On Wednesday, Facebook tinkered with the most popular social network in the world, to the usual grumbles, mumbles and outrage.
On Thursday, Facebook revamped the heart of its product – the profile page.
What will 750 million users have to say now?
During its fourth annual F8 Developer's Conference in San Francisco, Facebook CEO Mark Zuckerberg wowed the crowd and gave a taste of changes that seek to turn the social media world on its head.
The star of the show was "Timeline," a fundamental re-imagining of what the personal Facebook profile can be.
Timeline acts as a virtual scrapbook of your life, sorting and sifting through updates, photos, videos, activity, among other things, to create a representation of the individual and what the seminal moments in his or her life are. Scrolling backward, therefore, is seemingly endless and goes all the way to back to the person's date of birth.

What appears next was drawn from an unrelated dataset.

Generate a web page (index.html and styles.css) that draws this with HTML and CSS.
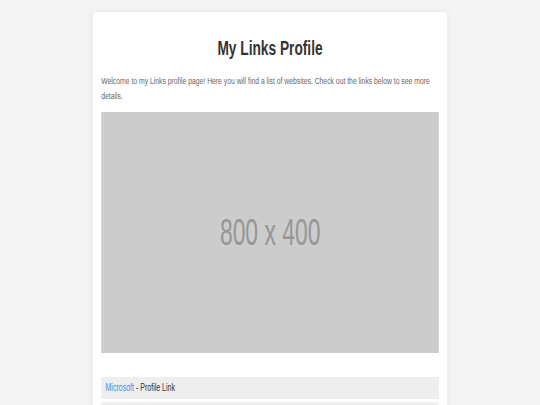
FILE: index.html
```html
<!DOCTYPE html>
<html>
<head>
    <title>My Links Profile</title>
    <link rel="stylesheet" href="styles.css">
</head>
<body>
    <div class="page">
        <div class="container">
            <h1>My Links Profile</h1>
            <p class="intro">Welcome to my Links profile page! Here you will find a list of websites. Check out the links below to see more details.</p>
            <div class="banner"><span>800 x 400</span></div>
            <ul class="links">
                <li><a href="#">Microsoft</a> - Profile Link</li>
                <li><a href="#">Google</a> - Profile Link</li>
                <li><a href="#">GitHub</a> - Profile Link</li>
            </ul>
        </div>
    </div>
</body>
</html>
```

FILE: styles.css
```css
html, body {
    margin: 0;
    overflow: hidden;
    background-color: #f3f3f3;
}

body {
    font-family: "Liberation Sans", Arial, sans-serif;
}

.page {
    width: 768px;
    padding-top: 12px;
    transform: scaleX(0.703125);
    transform-origin: 0 0;
}

.container {
    width: 480px;
    margin: 0 auto;
    padding: 24px 12px 20px;
    background-color: #fff;
    border-radius: 4px;
    box-shadow: 0 0 6px rgba(0, 0, 0, 0.06);
}

h1 {
    margin: 0 0 13px;
    color: #333;
    font-size: 19.5px;
    line-height: 24px;
    text-align: center;
}

.intro {
    margin: 0 0 9px;
    color: #666;
    font-size: 9.7px;
    line-height: 15px;
}

.banner {
    height: 241px;
    display: flex;
    align-items: center;
    justify-content: center;
    background-color: #ccc;
    color: #969696;
    font-size: 37px;
}

.banner span {
    display: inline-block;
    transform: scaleX(0.88);
}

.links {
    list-style: none;
    margin: 24px 0 0;
    padding: 0;
}

.links li {
    margin-bottom: 3px;
    padding: 5px 6px;
    background-color: #eee;
    color: #333;
    font-size: 10px;
    line-height: 12px;
}

.links a {
    color: #3a8ee6;
    text-decoration: none;
}
```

"We wanted to make timeline a place that you could feel proud to call your home," Zuckerberg said.
Facebook's other significant announcement at F8 revolved around its new "Open Graph" platform for a new class of applications, or "apps."
Spotify and Netflix were featured, too, with their CEO's addressing the crowd about how their products will be integrated with Facebook's new redesign. Nike + was mentioned as well, for people who run often, and cooking apps were also showcased.
The reasons were pretty clear.
Music, movies, running and cooking. These are activities people enjoy and do often – and they were featured to show how Facebook friends will be able to better share what they're doing with each other. These apps will also be integrated into a person's timeline.
Facebook's changes come at an interesting time for social networks.
Twitter continues to grow and has, at times, created more buzz than Facebook. But Facebook continues to dwarf Twitter when it comes to number of users and engagement.
Google launched its new social network, Google+, in June, to rave reviews from technology professionals and social media lovers, many of whom believe it provides an interesting approach to privacy and sharing.
But one of the knocks on Google+ has been that it is a "ghost town."
Many wondered if Facebook would respond by co-opting some of Google's features, remaining silent, or going in a different direction entirely.
Facebook answered those questions in monumental fashion on Thursday, deciding that social media should be about more than showing aspects of the individual – it should be about telling your life story.
What will users have to say? No one knows for sure.
But it will probably show up on their timeline.